According to RBI data, the percentage of bank deposits in overall savings/investments made by the household sector in financial assets declined from 54 per cent to 41 per cent between financial years 2013-14 and 2015-16.

While median deposit rates inched up from 7.42 per cent in March 2013 to 7.78 per cent in September 2013, they started trending lower gradually thereafter.

Deposit rate cuts gathered momentum from June 2014 onwards, declining 1.11 percentage points from 7.74 per cent to 6.63 per cent in June 2016.

In FY2015-16, investments in financial assets — including bank deposits, non-banking deposits, life insurance funds, provident and pension funds, currency, shares and debentures — in the economy grew by ₹14,89,853 crore.

Financial assets in FY15 and FY14 were up by ₹12,72,240 crore and ₹11,99,278 crore, respectively.

In its annual report for 2015-16, the RBI said the increase in gross financial assets was driven primarily by a turnaround in small savings and increases in investment in equities and mutual funds, tax-free bonds by public sector units and currency holdings even as the growth in bank deposits held by households moderated.

“Time deposits were muted by the moderation in deposit rates…Large issuances of long-term tax-free bonds by various public sector units contributed to the deceleration in deposits, besides the higher returns on small savings which are not subject to tax deduction at source,” the RBI said.

For example, in December 2013, NTPC had issued 10-year tax-free bonds at a coupon rate of 8.66 per cent when the median term deposit rate was 7.75 per cent.

Not too worried However, bankers are not unduly worried by the slack deposit growth due to savers’ preference for high-yielding investments.

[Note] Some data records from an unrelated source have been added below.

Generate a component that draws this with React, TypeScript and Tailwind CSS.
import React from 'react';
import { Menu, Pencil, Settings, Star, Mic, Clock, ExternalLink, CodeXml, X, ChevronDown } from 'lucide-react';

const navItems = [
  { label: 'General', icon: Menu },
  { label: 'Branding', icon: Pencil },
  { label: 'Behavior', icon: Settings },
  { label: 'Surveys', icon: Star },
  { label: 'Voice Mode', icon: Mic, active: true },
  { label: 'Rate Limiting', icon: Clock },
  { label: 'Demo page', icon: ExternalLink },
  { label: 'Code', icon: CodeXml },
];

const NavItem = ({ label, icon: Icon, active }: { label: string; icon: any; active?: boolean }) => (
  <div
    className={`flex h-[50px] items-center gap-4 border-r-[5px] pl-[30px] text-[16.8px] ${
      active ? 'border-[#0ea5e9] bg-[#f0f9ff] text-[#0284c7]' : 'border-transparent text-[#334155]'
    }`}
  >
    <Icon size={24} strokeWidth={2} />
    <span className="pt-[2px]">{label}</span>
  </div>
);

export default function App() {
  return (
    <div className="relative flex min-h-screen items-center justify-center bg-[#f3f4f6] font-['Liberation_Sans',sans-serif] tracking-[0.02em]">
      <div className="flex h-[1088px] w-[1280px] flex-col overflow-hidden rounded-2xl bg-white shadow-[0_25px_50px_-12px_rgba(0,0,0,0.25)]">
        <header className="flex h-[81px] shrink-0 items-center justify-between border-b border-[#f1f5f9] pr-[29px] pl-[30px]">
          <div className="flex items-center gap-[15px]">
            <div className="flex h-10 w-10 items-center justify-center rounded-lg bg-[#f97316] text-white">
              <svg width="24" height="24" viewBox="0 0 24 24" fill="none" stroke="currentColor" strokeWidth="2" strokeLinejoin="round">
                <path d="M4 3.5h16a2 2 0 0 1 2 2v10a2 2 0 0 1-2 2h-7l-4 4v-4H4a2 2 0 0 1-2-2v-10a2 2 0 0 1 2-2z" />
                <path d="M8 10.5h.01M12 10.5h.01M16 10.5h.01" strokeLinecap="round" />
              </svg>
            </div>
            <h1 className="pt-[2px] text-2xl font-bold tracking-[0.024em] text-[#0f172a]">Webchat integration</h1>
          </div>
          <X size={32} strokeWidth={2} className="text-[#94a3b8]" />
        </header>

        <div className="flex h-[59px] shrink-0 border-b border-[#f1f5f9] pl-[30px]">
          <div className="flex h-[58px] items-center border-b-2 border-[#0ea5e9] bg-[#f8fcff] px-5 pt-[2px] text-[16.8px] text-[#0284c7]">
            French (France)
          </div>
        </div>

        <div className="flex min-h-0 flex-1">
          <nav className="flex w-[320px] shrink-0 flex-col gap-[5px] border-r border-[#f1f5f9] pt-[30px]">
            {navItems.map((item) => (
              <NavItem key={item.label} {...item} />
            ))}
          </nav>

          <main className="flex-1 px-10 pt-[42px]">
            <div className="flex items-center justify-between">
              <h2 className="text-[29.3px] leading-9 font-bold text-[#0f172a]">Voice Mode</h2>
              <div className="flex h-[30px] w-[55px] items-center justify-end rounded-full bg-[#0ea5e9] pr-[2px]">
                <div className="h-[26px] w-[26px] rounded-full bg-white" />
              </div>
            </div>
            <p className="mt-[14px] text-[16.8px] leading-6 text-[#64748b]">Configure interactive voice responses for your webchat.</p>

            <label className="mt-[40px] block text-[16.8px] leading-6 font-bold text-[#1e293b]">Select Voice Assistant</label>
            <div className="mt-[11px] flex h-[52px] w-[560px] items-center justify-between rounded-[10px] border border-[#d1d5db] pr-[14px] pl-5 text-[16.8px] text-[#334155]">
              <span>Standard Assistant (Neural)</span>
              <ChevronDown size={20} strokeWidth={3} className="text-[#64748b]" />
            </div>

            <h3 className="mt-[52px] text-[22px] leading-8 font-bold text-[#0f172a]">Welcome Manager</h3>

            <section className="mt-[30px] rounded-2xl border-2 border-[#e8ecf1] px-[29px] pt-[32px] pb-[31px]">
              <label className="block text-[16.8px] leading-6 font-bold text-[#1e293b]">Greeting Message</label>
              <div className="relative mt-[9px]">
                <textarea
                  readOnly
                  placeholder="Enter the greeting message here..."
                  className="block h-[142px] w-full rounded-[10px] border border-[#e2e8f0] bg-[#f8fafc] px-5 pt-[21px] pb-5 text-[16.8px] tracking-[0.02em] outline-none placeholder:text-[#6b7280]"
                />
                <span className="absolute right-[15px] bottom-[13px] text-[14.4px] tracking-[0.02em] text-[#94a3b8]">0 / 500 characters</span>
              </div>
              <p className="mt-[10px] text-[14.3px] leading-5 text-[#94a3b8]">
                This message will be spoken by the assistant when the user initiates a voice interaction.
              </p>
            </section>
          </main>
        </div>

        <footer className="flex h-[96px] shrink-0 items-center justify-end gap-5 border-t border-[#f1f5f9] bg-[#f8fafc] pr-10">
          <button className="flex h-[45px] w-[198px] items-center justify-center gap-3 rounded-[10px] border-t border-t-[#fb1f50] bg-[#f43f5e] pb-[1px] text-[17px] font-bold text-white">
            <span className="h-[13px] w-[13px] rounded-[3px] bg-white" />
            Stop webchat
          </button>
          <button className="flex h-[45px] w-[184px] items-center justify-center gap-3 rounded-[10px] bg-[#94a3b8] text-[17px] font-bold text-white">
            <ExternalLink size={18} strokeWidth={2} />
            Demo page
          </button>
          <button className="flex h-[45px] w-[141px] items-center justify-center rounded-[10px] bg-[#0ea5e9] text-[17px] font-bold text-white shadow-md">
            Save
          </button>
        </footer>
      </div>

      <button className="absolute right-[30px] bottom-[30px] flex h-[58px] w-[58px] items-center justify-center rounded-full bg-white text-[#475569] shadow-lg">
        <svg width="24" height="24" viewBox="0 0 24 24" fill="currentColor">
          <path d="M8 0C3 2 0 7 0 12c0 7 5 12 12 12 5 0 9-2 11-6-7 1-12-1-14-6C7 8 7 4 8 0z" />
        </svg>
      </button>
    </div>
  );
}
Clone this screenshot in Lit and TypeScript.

“If the credit appetite in the economy is muted, we are better off modulating the deposit growth through deposit rate cuts. If credit growth picks up, we have the flexibility to up the deposit rates to attract resources,” said a senior official at a public sector bank.

The household sector’s investment in shares and debentures was up from 3.54 per cent of overall financial assets in FY14 to 6.15 per cent in FY16. During the reporting period, the equity benchmark BSE Sensex rose from 18,865 points to 25,342 points.

With non-banking company deposits fetching almost 0.75 to one percentage point more interest, savers, faced with bank deposit rate cuts, were attracted to these deposits.

Currency holdings On currency with the household sector increasing from 8 per cent of overall financial assets in FY14 to 13 per cent in FY16, the RBI observed that anecdotal evidence suggests several forces at work.

According to the central bank, the increase in currency is due to simultaneous conduct of elections in various States; a possible response to increases in the rate of service tax; and the jewellers’ strike protesting excise duty increases in the Union Budget, which effectively impeded the return flow of currency.

Rising disposable income coupled with increased risk-taking ability in order to earn higher returns is probably prompting investors to diversify their investments, summed up a banker.